[BEGIN INFORMATION SUPPLIED]
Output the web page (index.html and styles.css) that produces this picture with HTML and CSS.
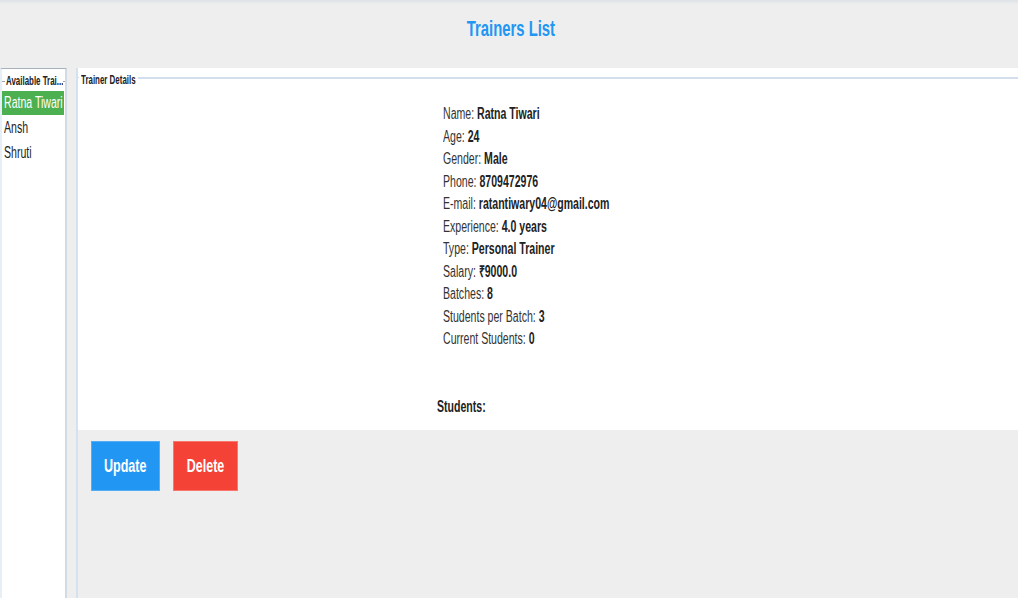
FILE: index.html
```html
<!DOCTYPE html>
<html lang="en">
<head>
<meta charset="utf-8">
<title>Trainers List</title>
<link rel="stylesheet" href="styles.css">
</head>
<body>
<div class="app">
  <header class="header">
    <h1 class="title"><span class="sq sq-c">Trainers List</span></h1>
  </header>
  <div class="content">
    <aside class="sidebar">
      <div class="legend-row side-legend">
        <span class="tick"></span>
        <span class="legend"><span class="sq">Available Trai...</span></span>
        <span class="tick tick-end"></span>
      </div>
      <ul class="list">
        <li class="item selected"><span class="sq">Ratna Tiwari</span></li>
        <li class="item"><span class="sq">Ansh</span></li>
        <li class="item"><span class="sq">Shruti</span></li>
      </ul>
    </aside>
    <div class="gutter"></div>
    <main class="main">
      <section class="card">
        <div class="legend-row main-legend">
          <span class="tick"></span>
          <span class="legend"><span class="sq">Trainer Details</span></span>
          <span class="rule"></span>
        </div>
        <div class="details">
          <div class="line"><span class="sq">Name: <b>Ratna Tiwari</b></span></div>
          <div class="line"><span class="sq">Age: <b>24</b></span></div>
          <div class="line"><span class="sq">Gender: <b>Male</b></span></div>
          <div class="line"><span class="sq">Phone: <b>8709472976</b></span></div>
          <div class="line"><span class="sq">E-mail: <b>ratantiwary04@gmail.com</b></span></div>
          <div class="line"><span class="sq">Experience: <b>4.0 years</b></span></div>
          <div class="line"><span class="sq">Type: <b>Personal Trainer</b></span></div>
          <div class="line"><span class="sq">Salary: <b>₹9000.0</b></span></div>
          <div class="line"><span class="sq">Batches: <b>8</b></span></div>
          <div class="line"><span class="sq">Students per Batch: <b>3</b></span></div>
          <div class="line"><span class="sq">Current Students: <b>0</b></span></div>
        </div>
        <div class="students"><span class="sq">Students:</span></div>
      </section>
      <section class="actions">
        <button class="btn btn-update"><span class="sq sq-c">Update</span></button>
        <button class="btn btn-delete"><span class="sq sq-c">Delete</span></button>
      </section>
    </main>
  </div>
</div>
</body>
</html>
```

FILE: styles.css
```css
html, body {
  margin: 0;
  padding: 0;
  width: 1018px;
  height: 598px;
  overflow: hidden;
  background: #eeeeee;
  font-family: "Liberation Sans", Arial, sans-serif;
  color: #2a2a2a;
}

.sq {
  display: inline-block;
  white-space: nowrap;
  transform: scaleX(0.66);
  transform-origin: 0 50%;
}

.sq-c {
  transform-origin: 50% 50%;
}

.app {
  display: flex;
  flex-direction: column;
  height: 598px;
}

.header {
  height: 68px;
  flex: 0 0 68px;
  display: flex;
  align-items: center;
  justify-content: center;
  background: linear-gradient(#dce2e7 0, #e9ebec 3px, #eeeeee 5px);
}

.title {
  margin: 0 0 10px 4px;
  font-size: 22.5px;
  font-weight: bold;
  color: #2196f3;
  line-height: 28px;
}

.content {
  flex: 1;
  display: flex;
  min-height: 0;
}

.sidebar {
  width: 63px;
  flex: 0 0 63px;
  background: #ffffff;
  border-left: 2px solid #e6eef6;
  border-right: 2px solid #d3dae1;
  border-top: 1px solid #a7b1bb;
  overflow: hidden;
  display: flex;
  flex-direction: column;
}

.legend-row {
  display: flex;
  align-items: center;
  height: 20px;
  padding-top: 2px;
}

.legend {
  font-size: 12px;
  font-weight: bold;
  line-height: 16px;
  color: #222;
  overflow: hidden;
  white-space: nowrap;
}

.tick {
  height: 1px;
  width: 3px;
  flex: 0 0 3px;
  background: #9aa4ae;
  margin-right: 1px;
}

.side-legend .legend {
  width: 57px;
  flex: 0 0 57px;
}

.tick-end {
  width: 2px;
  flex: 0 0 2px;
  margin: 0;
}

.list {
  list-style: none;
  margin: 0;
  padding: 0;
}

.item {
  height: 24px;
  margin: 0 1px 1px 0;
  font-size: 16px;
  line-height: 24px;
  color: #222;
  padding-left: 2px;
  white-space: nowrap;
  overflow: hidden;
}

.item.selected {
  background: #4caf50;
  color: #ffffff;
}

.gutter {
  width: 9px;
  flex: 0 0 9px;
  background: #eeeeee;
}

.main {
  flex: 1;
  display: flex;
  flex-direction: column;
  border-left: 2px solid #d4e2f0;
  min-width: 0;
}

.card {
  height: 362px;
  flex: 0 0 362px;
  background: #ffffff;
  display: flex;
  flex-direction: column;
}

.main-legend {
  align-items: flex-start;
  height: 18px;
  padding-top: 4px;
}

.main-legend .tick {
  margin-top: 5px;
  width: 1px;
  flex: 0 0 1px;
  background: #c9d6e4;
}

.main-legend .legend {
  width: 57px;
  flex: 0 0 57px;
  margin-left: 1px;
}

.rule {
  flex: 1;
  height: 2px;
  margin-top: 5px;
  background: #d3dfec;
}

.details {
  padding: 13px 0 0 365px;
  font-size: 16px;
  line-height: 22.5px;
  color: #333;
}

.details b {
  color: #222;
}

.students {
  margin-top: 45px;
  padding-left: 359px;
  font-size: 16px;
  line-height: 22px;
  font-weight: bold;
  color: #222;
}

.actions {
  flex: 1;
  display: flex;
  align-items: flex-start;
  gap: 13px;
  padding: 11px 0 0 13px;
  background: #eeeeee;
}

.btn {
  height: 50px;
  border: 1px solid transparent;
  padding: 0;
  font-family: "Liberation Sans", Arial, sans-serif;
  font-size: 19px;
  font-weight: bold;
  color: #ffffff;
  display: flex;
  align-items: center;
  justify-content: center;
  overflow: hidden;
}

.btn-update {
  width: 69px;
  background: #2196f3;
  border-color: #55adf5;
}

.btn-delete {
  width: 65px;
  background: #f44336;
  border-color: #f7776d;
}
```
[END INFORMATION SUPPLIED]
## [WHAT IS NEEDED]
Go through the listing above and write it out again exactly, dropping the pictures.

## [TASK ANSWER]
Output the web page (index.html and styles.css) that produces this picture with HTML and CSS.
FILE: index.html
```html
<!DOCTYPE html>
<html lang="en">
<head>
<meta charset="utf-8">
<title>Trainers List</title>
<link rel="stylesheet" href="styles.css">
</head>
<body>
<div class="app">
  <header class="header">
    <h1 class="title"><span class="sq sq-c">Trainers List</span></h1>
  </header>
  <div class="content">
    <aside class="sidebar">
      <div class="legend-row side-legend">
        <span class="tick"></span>
        <span class="legend"><span class="sq">Available Trai...</span></span>
        <span class="tick tick-end"></span>
      </div>
      <ul class="list">
        <li class="item selected"><span class="sq">Ratna Tiwari</span></li>
        <li class="item"><span class="sq">Ansh</span></li>
        <li class="item"><span class="sq">Shruti</span></li>
      </ul>
    </aside>
    <div class="gutter"></div>
    <main class="main">
      <section class="card">
        <div class="legend-row main-legend">
          <span class="tick"></span>
          <span class="legend"><span class="sq">Trainer Details</span></span>
          <span class="rule"></span>
        </div>
        <div class="details">
          <div class="line"><span class="sq">Name: <b>Ratna Tiwari</b></span></div>
          <div class="line"><span class="sq">Age: <b>24</b></span></div>
          <div class="line"><span class="sq">Gender: <b>Male</b></span></div>
          <div class="line"><span class="sq">Phone: <b>8709472976</b></span></div>
          <div class="line"><span class="sq">E-mail: <b>ratantiwary04@gmail.com</b></span></div>
          <div class="line"><span class="sq">Experience: <b>4.0 years</b></span></div>
          <div class="line"><span class="sq">Type: <b>Personal Trainer</b></span></div>
          <div class="line"><span class="sq">Salary: <b>₹9000.0</b></span></div>
          <div class="line"><span class="sq">Batches: <b>8</b></span></div>
          <div class="line"><span class="sq">Students per Batch: <b>3</b></span></div>
          <div class="line"><span class="sq">Current Students: <b>0</b></span></div>
        </div>
        <div class="students"><span class="sq">Students:</span></div>
      </section>
      <section class="actions">
        <button class="btn btn-update"><span class="sq sq-c">Update</span></button>
        <button class="btn btn-delete"><span class="sq sq-c">Delete</span></button>
      </section>
    </main>
  </div>
</div>
</body>
</html>
```

FILE: styles.css
```css
html, body {
  margin: 0;
  padding: 0;
  width: 1018px;
  height: 598px;
  overflow: hidden;
  background: #eeeeee;
  font-family: "Liberation Sans", Arial, sans-serif;
  color: #2a2a2a;
}

.sq {
  display: inline-block;
  white-space: nowrap;
  transform: scaleX(0.66);
  transform-origin: 0 50%;
}

.sq-c {
  transform-origin: 50% 50%;
}

.app {
  display: flex;
  flex-direction: column;
  height: 598px;
}

.header {
  height: 68px;
  flex: 0 0 68px;
  display: flex;
  align-items: center;
  justify-content: center;
  background: linear-gradient(#dce2e7 0, #e9ebec 3px, #eeeeee 5px);
}

.title {
  margin: 0 0 10px 4px;
  font-size: 22.5px;
  font-weight: bold;
  color: #2196f3;
  line-height: 28px;
}

.content {
  flex: 1;
  display: flex;
  min-height: 0;
}

.sidebar {
  width: 63px;
  flex: 0 0 63px;
  background: #ffffff;
  border-left: 2px solid #e6eef6;
  border-right: 2px solid #d3dae1;
  border-top: 1px solid #a7b1bb;
  overflow: hidden;
  display: flex;
  flex-direction: column;
}

.legend-row {
  display: flex;
  align-items: center;
  height: 20px;
  padding-top: 2px;
}

.legend {
  font-size: 12px;
  font-weight: bold;
  line-height: 16px;
  color: #222;
  overflow: hidden;
  white-space: nowrap;
}

.tick {
  height: 1px;
  width: 3px;
  flex: 0 0 3px;
  background: #9aa4ae;
  margin-right: 1px;
}

.side-legend .legend {
  width: 57px;
  flex: 0 0 57px;
}

.tick-end {
  width: 2px;
  flex: 0 0 2px;
  margin: 0;
}

.list {
  list-style: none;
  margin: 0;
  padding: 0;
}

.item {
  height: 24px;
  margin: 0 1px 1px 0;
  font-size: 16px;
  line-height: 24px;
  color: #222;
  padding-left: 2px;
  white-space: nowrap;
  overflow: hidden;
}

.item.selected {
  background: #4caf50;
  color: #ffffff;
}

.gutter {
  width: 9px;
  flex: 0 0 9px;
  background: #eeeeee;
}

.main {
  flex: 1;
  display: flex;
  flex-direction: column;
  border-left: 2px solid #d4e2f0;
  min-width: 0;
}

.card {
  height: 362px;
  flex: 0 0 362px;
  background: #ffffff;
  display: flex;
  flex-direction: column;
}

.main-legend {
  align-items: flex-start;
  height: 18px;
  padding-top: 4px;
}

.main-legend .tick {
  margin-top: 5px;
  width: 1px;
  flex: 0 0 1px;
  background: #c9d6e4;
}

.main-legend .legend {
  width: 57px;
  flex: 0 0 57px;
  margin-left: 1px;
}

.rule {
  flex: 1;
  height: 2px;
  margin-top: 5px;
  background: #d3dfec;
}

.details {
  padding: 13px 0 0 365px;
  font-size: 16px;
  line-height: 22.5px;
  color: #333;
}

.details b {
  color: #222;
}

.students {
  margin-top: 45px;
  padding-left: 359px;
  font-size: 16px;
  line-height: 22px;
  font-weight: bold;
  color: #222;
}

.actions {
  flex: 1;
  display: flex;
  align-items: flex-start;
  gap: 13px;
  padding: 11px 0 0 13px;
  background: #eeeeee;
}

.btn {
  height: 50px;
  border: 1px solid transparent;
  padding: 0;
  font-family: "Liberation Sans", Arial, sans-serif;
  font-size: 19px;
  font-weight: bold;
  color: #ffffff;
  display: flex;
  align-items: center;
  justify-content: center;
  overflow: hidden;
}

.btn-update {
  width: 69px;
  background: #2196f3;
  border-color: #55adf5;
}

.btn-delete {
  width: 65px;
  background: #f44336;
  border-color: #f7776d;
}
```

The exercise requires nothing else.